Please note that most of the software linked on this forum is likely to be safe to use. If you are unsure, feel free to ask in the relevant topics, or send a private message to an administrator or moderator. To help curb the problems of false positives, or in the event that you do find actual malware, you can contribute through the article linked here.
Topic: Audio In Svcds (Read 8762 times) previous topic - next topic
0 Members and 1 Guest are viewing this topic.

Audio In Svcds

i was recently encoding my svcds audio at 224kbps but i was pretty dissatisified with the picture quality.  i was wondering what you guys use and think is an acceptable bitrate for an mp2 stream using besweet (i use dvd2svcd).  thanks.

Audio In Svcds

Reply #1
I say never encode svcd's ever again, never, ever...
Move on to MPEG-4, XviD or DivX.
It's absolete, and, it sucks.

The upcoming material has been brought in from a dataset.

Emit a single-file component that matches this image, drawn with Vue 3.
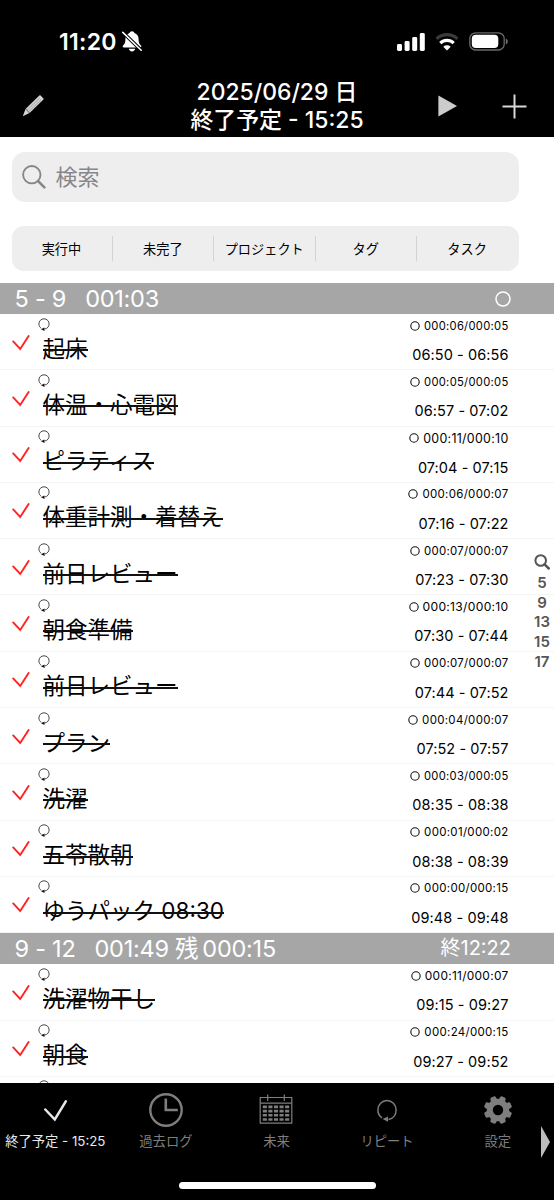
<script setup>
const filters = ['実行中', '未完了', 'プロジェクト', 'タグ', 'タスク'];

// size: font size of the spent/estimate label, fitted to its column
const sections = [
  {
    title: '5 - 9',
    total: '001:03',
    end: '',
    tasks: [
      { name: '起床', spent: '000:06/000:05', range: '06:50 - 06:56', size: 11.2 },
      { name: '体温・心電図', spent: '000:05/000:05', range: '06:57 - 07:02', size: 11.2 },
      { name: 'ピラティス', spent: '000:11/000:10', range: '07:04 - 07:15', size: 12.4 },
      { name: '体重計測・着替え', spent: '000:06/000:07', range: '07:16 - 07:22', size: 11.5 },
      { name: '前日レビュー', spent: '000:07/000:07', range: '07:23 - 07:30', size: 11.4 },
      { name: '朝食準備', spent: '000:13/000:10', range: '07:30 - 07:44', size: 12.1 },
      { name: '前日レビュー', spent: '000:07/000:07', range: '07:44 - 07:52', size: 11.4 },
      { name: 'プラン', spent: '000:04/000:07', range: '07:52 - 07:57', size: 11.5 },
      { name: '洗濯', spent: '000:03/000:05', range: '08:35 - 08:38', size: 11.2 },
      { name: '五苓散朝', spent: '000:01/000:02', range: '08:38 - 08:39', size: 11.5 },
      { name: 'ゆうパック 08:30', spent: '000:00/000:15', range: '09:48 - 09:48', size: 11.5 }
    ]
  },
  {
    title: '9 - 12',
    total: '001:49 残\u2009000:15',
    end: '終12:22',
    tasks: [
      { name: '洗濯物干し', spent: '000:11/000:07', range: '09:15 - 09:27', size: 11.9 },
      { name: '朝食', spent: '000:24/000:15', range: '09:27 - 09:52', size: 11.5 },
      { name: '', spent: '', range: '' }
    ]
  }
];

const indexes = ['5', '9', '13', '15', '17'];

const tabs = [
  { icon: 'check', label: '終了予定 - 15:25', active: true },
  { icon: 'clock', label: '過去ログ' },
  { icon: 'calendar', label: '未来' },
  { icon: 'repeat', label: 'リピート' },
  { icon: 'gear', label: '設定' }
];

const teeth = [22.5, 67.5, 112.5, 157.5, 202.5, 247.5, 292.5, 337.5];
</script>

<template>
  <div class="screen">
    <header class="top">
      <div class="status">
        <span class="clock">11:20</span>
        <svg class="bell" width="20" height="21" viewBox="0 0 20 21">
          <path d="M10 .3c-1.300 0-2.200.8-2.400 1.700C4.800 3 3.400 5.200 3.400 8c0 4-.9 5-2.400 6.600-.7.900-.3 1.800.8 1.800h16.400c1.100 0 1.500-.9.800-1.800C17.500 13 16.600 12 16.600 8c0-2.800-1.400-5-4.200-6C12.200 1.100 11.300.3 10 .3z" fill="#fff" />
          <path d="M6.800 17.800h6.400c-.3 1.500-1.500 2.600-3.200 2.600s-2.900-1.100-3.200-2.600z" fill="#fff" />
          <path d="M0 .6L20 19.900" stroke="#000" stroke-width="3.600" />
          <path d="M.8 1.400L19.200 19.200" stroke="#fff" stroke-width="1.600" stroke-linecap="round" />
        </svg>
        <span class="spacer"></span>
        <svg class="signal" width="28" height="18" viewBox="0 0 28 18">
          <g fill="#fff">
            <rect x="0" y="11" width="5" height="7" rx="1.400" />
            <rect x="7.600" y="8" width="5" height="10" rx="1.400" />
            <rect x="15.200" y="4" width="5" height="14" rx="1.400" />
            <rect x="22.800" y="0" width="5" height="18" rx="1.400" />
          </g>
        </svg>
        <svg class="wifi" width="24" height="18" viewBox="0 0 24 18">
          <path d="M1.600 5.900a15 15 0 0 1 20.800 0" fill="none" stroke="#3a3a3a" stroke-width="3.200" />
          <path d="M5.300 10.100a9.700 9.700 0 0 1 13.400 0" fill="none" stroke="#fff" stroke-width="3.200" />
          <path d="M12 17.600l-3.700-3.900a5.400 5.400 0 0 1 7.400 0z" fill="#fff" />
        </svg>
        <svg class="battery" width="39" height="19" viewBox="0 0 39 19">
          <rect x=".8" y=".8" width="34.400" height="17.200" rx="5.800" fill="none" stroke="#6b6b6b" stroke-width="1.300" />
          <rect x="2.800" y="2.800" width="26.500" height="13.200" rx="4" fill="#fff" />
          <path d="M36.800 6.500c1.300.5 2 1.600 2 2.900s-.7 2.400-2 2.900z" fill="#6b6b6b" />
        </svg>
      </div>
      <div class="nav">
        <svg class="pencil" width="22" height="22" viewBox="0 0 22 22">
          <path d="M17.300.4q.7-.5 1.300.1l2.800 2.900q.5.600 0 1.200L7.600 18 .8 21.300l2.700-7.400z" fill="#d4d4d4" />
          <path d="M17.600 3L5 15.200M19 4.700L6.500 16.900" stroke="#888" stroke-width=".7" />
          <path d="M3.500 13.900l4.100 4.100" stroke="#444" stroke-width=".8" />
        </svg>
        <h1>2025/06/29 日<br>終了予定 - 15:25</h1>
        <svg class="play" width="20" height="22" viewBox="0 0 20 22">
          <path d="M.4.4L19 11 .4 21.600z" fill="#ccc" />
        </svg>
        <svg class="plus" width="25" height="25" viewBox="0 0 25 25">
          <path d="M12.500.5v24M.5 12.500h24" stroke="#d8d8d8" stroke-width="2" />
        </svg>
      </div>
    </header>

    <main class="content">
      <div class="search">
        <svg width="24" height="24" viewBox="0 0 24 24">
          <circle cx="9.800" cy="9.700" r="8.700" fill="none" stroke="#86868b" stroke-width="1.900" />
          <path d="M16 16l6.400 6.400" stroke="#86868b" stroke-width="2.500" stroke-linecap="round" />
        </svg>
        <span>検索</span>
      </div>
      <div class="filters">
        <span v-for="f in filters" :key="f" class="filter">{{ f }}</span>
      </div>

      <section v-for="s in sections" :key="s.title">
        <div class="section-head">
          <span class="section-title">{{ s.title }}</span>
          <span class="section-total">{{ s.total }}</span>
          <span v-if="s.end" class="section-end">{{ s.end }}</span>
          <svg v-else class="ring" width="16" height="16" viewBox="0 0 16 16">
            <circle cx="8" cy="8" r="7" fill="none" stroke="#fff" stroke-width="1.500" />
          </svg>
        </div>
        <div v-for="(t, i) in s.tasks" :key="i" class="task">
          <svg v-if="t.name" class="check" width="18" height="16" viewBox="0 0 18 16">
            <path d="M1.200 6.400L8.200 14 16.600 1" fill="none" stroke="#ff2323" stroke-width="1.900" stroke-linecap="round" />
          </svg>
          <div class="task-main">
            <svg class="loop" width="12" height="13" viewBox="0 0 12 13">
              <path d="M3.300 10.400C1.700 9.300.9 7.700.9 5.900.9 3 3.200.8 6 .8s5.100 2.200 5.100 5.100c0 2.500-1.500 4.600-4.500 5.100" fill="none" stroke="#333" stroke-width=".9" />
              <path d="M3 11.200l3.500-1.700v3.400z" fill="#111" />
            </svg>
            <span v-if="t.name" class="name">{{ t.name }}</span>
          </div>
          <div v-if="t.name" class="times">
            <span class="spent" :style="{ fontSize: t.size + 'px' }">
              <svg width="10" height="10" viewBox="0 0 10 10">
                <circle cx="5" cy="5" r="4.200" fill="none" stroke="#111" stroke-width="1.100" />
              </svg>
              {{ t.spent }}
            </span>
            <span class="range">{{ t.range }}</span>
          </div>
        </div>
      </section>

      <div class="index">
        <svg width="16" height="16" viewBox="0 0 16 16">
          <circle cx="6.700" cy="6.500" r="5.300" fill="none" stroke="#555" stroke-width="2" />
          <path d="M10.600 10.400l4.200 4.100" stroke="#555" stroke-width="2.500" stroke-linecap="round" />
        </svg>
        <span v-for="n in indexes" :key="n">{{ n }}</span>
      </div>
    </main>

    <footer class="tabbar">
      <div class="tabs">
        <div v-for="t in tabs" :key="t.icon" class="tab" :class="{ active: t.active }">
          <svg width="36" height="36" viewBox="0 0 36 36" fill="none" stroke="currentColor">
            <path v-if="t.icon === 'check'" d="M8.300 17.500l9.500 10L28.800 9.300" stroke-width="2.500" stroke-linecap="round" />
            <g v-else-if="t.icon === 'clock'">
              <circle cx="18" cy="18" r="15.700" stroke-width="2.400" />
              <path d="M17.800 6.500V18h12" stroke-width="2.600" />
            </g>
            <g v-else-if="t.icon === 'calendar'">
              <path d="M2.200 5.500h31.600v25.600H2.200zM2.200 11.200h31.600M9.700 2.500v6.500M26.300 2.500v6.500" stroke-width="1.200" />
              <path d="M4.800 14.900h26.400M4.800 19.100h26.400M4.800 23.300h26.400M4.800 27.500h26.400" stroke-width="2.600" stroke-dasharray="4.100 1.475" />
            </g>
            <g v-else-if="t.icon === 'repeat'">
              <path d="M13 25.800C10.400 24 8.900 21.200 8.900 18c0-5.400 4.100-9.600 9.100-9.600s9.100 4.200 9.100 9.600c0 4.800-3 8.700-7.600 9.500" stroke-width="1.500" />
              <path d="M13.600 27l5.400-2.500v5.200z" fill="currentColor" stroke="none" />
            </g>
            <g v-else>
              <circle cx="18" cy="18" r="8.200" stroke-width="6" />
              <path
                v-for="a in teeth"
                :key="a"
                d="M14.500 8.600l.7-3.800q.2-.9 1-.9h3.600q.8 0 1 .9l.7 3.800z"
                :transform="`rotate(${a} 18 18)`"
                fill="currentColor"
                stroke="none"
              />
            </g>
          </svg>
          <span>{{ t.label }}</span>
        </div>
      </div>
      <svg class="more" width="9" height="32" viewBox="0 0 9 32">
        <path d="M0 0l9 16-9 16z" fill="#bdbdbd" />
      </svg>
      <div class="home"></div>
    </footer>
  </div>
</template>

<style>
body {
  margin: 0;
  background: #fff;
}
</style>

<style scoped>
.screen {
  width: 554px;
  height: 1200px;
  display: flex;
  flex-direction: column;
  overflow: hidden;
  background: #fff;
  color: #000;
  font-family: Inter, "Noto Sans CJK JP", sans-serif;
}

svg {
  display: block;
  flex: none;
}

.top {
  height: 137px;
  flex: none;
  background: #000;
  color: #fff;
}

.status {
  height: 78px;
  box-sizing: border-box;
  padding: 5px 46px 0 59px;
  display: flex;
  align-items: center;
}

.clock {
  font-size: 23px;
  font-weight: 600;
  letter-spacing: 0.3px;
}

.bell {
  margin-left: 5px;
}

.spacer {
  flex: 1;
}

.wifi {
  margin-left: 10px;
}

.battery {
  margin-left: 10px;
}

.nav {
  height: 56px;
  display: grid;
  grid-template-columns: 22px 1fr 20px 25px;
  padding: 0 27px 0 22px;
  align-items: center;
}

h1 {
  margin: 0;
  padding-left: 72px;
  font-size: 22.9px;
  line-height: 28px;
  font-weight: 500;
  text-align: center;
  width: 322px;
  white-space: nowrap;
}

.play {
  margin-left: -44px;
}

.content {
  position: relative;
  flex: 1;
  min-height: 0;
  overflow: hidden;
  padding-top: 15px;
}

.search {
  width: 507px;
  height: 50px;
  margin-left: 11.5px;
  box-sizing: border-box;
  padding-left: 10px;
  border-radius: 13px;
  background: #eee;
  color: #86868b;
  display: flex;
  align-items: center;
  gap: 10px;
  font-size: 22px;
}

.search span {
  line-height: 30px;
}

.filters {
  width: 507px;
  height: 45px;
  margin: 24px 0 12px 11.5px;
  border-radius: 12px;
  background: #eee;
  display: grid;
  grid-template-columns: repeat(5, 1fr);
  align-items: center;
}

.filter {
  height: 25px;
  line-height: 26px;
  text-align: center;
  text-indent: -1.5px;
  font-size: 13.2px;
}

.filter + .filter {
  box-shadow: -1px 0 #d3d3d5;
}

.section-head {
  height: 31px;
  box-sizing: border-box;
  padding: 0 43px 0 14.5px;
  background: #a6a6a6;
  color: #fff;
  display: flex;
  align-items: center;
  font-size: 23.5px;
  line-height: 31px;
  letter-spacing: -0.25px;
}

.section-total {
  margin-left: 19px;
}

.section-end {
  margin-left: auto;
  font-size: 20px;
  letter-spacing: 0;
}

.ring {
  margin-left: auto;
  margin-right: 0.5px;
}

.task {
  height: 56.3px;
  box-sizing: border-box;
  border-bottom: 1px solid #f4f4f4;
  padding: 0 45.5px 0 12px;
  display: flex;
}

.check {
  margin-top: 20.5px;
}

.task-main {
  flex: 1;
  margin-left: 12.5px;
}

.task > .task-main:first-child {
  margin-left: 30.5px;
}

.loop {
  margin: 3.5px 0 0 -5px;
}

.name {
  position: relative;
  display: inline-block;
  vertical-align: top;
  margin-top: 2px;
  font-size: 22.5px;
  line-height: 32px;
}

.name::after {
  content: "";
  position: absolute;
  left: 0;
  right: 0;
  top: 16.5px;
  height: 2px;
  background: #111;
}

.times {
  display: flex;
  flex-direction: column;
  align-items: flex-end;
  padding-top: 4px;
}

.spent {
  display: flex;
  align-items: center;
  gap: 4px;
  height: 15px;
  letter-spacing: 0.3px;
}

.range {
  margin-top: 12px;
  font-size: 14.5px;
  line-height: 20px;
  letter-spacing: 0.08px;
}

.index {
  position: absolute;
  right: 2px;
  top: 417px;
  width: 20px;
  display: flex;
  flex-direction: column;
  align-items: center;
  color: #555;
  font-size: 15px;
  font-weight: 600;
  line-height: 19.7px;
}

.index svg {
  margin-bottom: 3px;
}

.tabbar {
  position: relative;
  height: 117px;
  flex: none;
  background: #000;
}

.tabs {
  display: grid;
  grid-template-columns: repeat(5, 110.6px);
  padding-top: 9px;
}

.tab {
  display: flex;
  flex-direction: column;
  align-items: center;
  color: #7e7e7e;
  font-size: 13.3px;
  line-height: 20px;
  white-space: nowrap;
}

.tab span {
  margin-top: 3px;
}

.tab.active {
  color: #e8e8e8;
}

/* scroll hint over the edge of the last tab */
.more {
  position: absolute;
  right: 4px;
  top: 43px;
}

.home {
  width: 197px;
  height: 7px;
  margin: 31px auto 0;
  border-radius: 4px;
  background: #fff;
}
</style>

I know, the only reason you may want SVCD's is to view them with your hardware player... But in not so long MPEG-4 capable hardware players will hit the market.
Sorry, i can't help you aoout acceptable bitrate because i haven't touched SVCD in a looong time and don't remember..

Audio In Svcds

Reply #2
I find 160 is adequate for my home movies. Not many would agree with this though.

192 is most common over at doom9.

Mp4 allows the same video quality on 1 cd. There is no hardware support just yet.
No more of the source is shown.